Porter did share a few details with SiliconANGLE, saying his team has developed a “truly novel cobot” that doesn’t yet exist in the commercial robotics marketplace. The reason for the secrecy is that the company wants to protect the novelty of its design as it begins to scale up its manufacturing operations.

“We’re not showing images of the robot yet, but we can say that it is similar in dimensions to a human, and can fit through a typical doorway and is not quite six feet tall,” Porter said. “The robot sees the world through sensors placed at the same height as humans see the world, at about five-foot-eight-inches. It has four wheels and can move in any direction.”

According to Porter, it’s also extremely capable, able to grab boxes, totes and carts using a proprietary loading, unloading and attaching mechanism that ensures the robot remains centered on its four wheels at all times. The advantage of this design, he said, is that there’s no need to worry about the complex balancing act that’s necessary when building truly humanoid robots that walk on two legs.

Porter didn’t dismiss the need for humanoid robots, noting that they have the advantage of being able to work in rough terrain, meaning they can be useful for missions like disaster recovery. But he said his company’s design is superior for most commercial settings.

“We think humanoid robots and mobile cobots will co-exist in the future, but there will be far more mobile cobots,” he insisted. “Humanoid robots are expensive and complicated, and they can’t move as quickly or as fluidly as a wheeled robot in commercial spaces. They have a greater risk of falling over too. We believe we have designed a more trustworthy, more reliable and lower-cost robot that performs the tasks of moving boxes, totes and carts better than humanoids would.”
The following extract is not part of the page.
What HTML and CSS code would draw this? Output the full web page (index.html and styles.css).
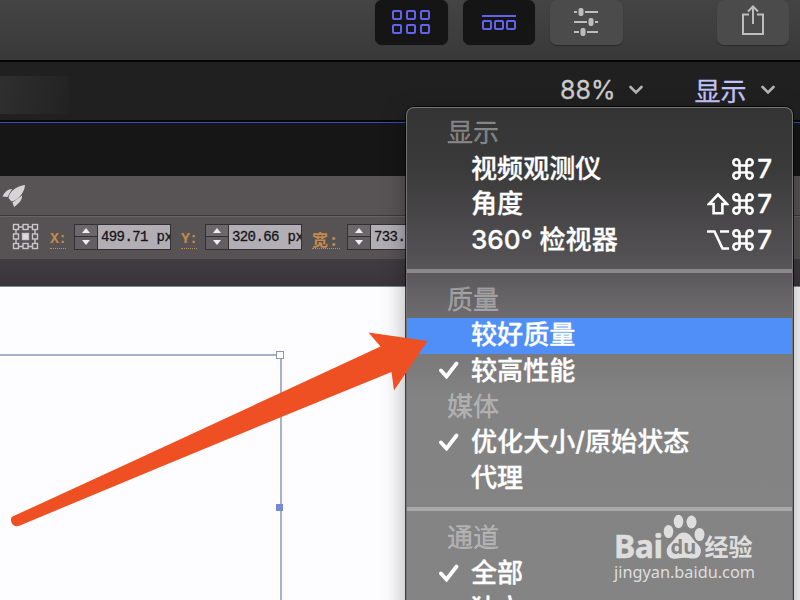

Porter said today’s round is a major milestone for the company in its mission to bring cobots with human-level capabilities to key industries. “We see a virtuous cycle where more robots in the field lead to improved AI and a more cost-effective supply chain,” he said. “This funding will help us accelerate getting more robots into the real world.”

Collaborative Robotics believes that cobots will transform industries such as manufacturing, healthcare, retail and e-commerce, and more by enhancing efficiency, increasing workplace safety and ultimately, boosting return on investment. It sees its cobots being used in many more settings besides logistics warehouses. For instance, they could be deployed in offices, sports stadiums, hotels and more, performing tasks such as cleaning and guiding visitors around.

Holger Mueller of Constellation Research Inc. said Collaborative Robotics is pursuing a proven strategy with its cobots, which will work alongside humans and learn from them. “To address the lack of resources and skilled works, enterprises need to change their hands-to-machine ratio, and robots such as “cobots” are one way to do this,” he said. “Today’s funding should be just what the company needs to take its first customers live and show us what it can do in this new category of robotics.”

General Catalyst Managing Director Paul Kwan said the startup is “spearheading the future of human-robot interaction,” with a pragmatic approach based on the development of highly versatile and capable cobots.

In addition to today’s funding, which will be used to expand the startup’s team and advance its commercial deployments, it also secured the services of well-known technology industry executive Teresa Carlson, who has taken on an advisory role.

Carlson previously led digital transformation at Amazon Web Services Inc. as its head of Worldwide Public Sector and Regulated Industries. Prior to that, she served as senior vice president and executive in residence at Microsoft Corp. She has also worked as the operations, president and chief growth officer at Splunk Inc.

“During my time at Amazon, I had the opportunity to partner with Brad on several transformative initiatives,” she said. “I’m excited to work with Brad again at General Catalyst to transform and scale industrial automation for industries worldwide.”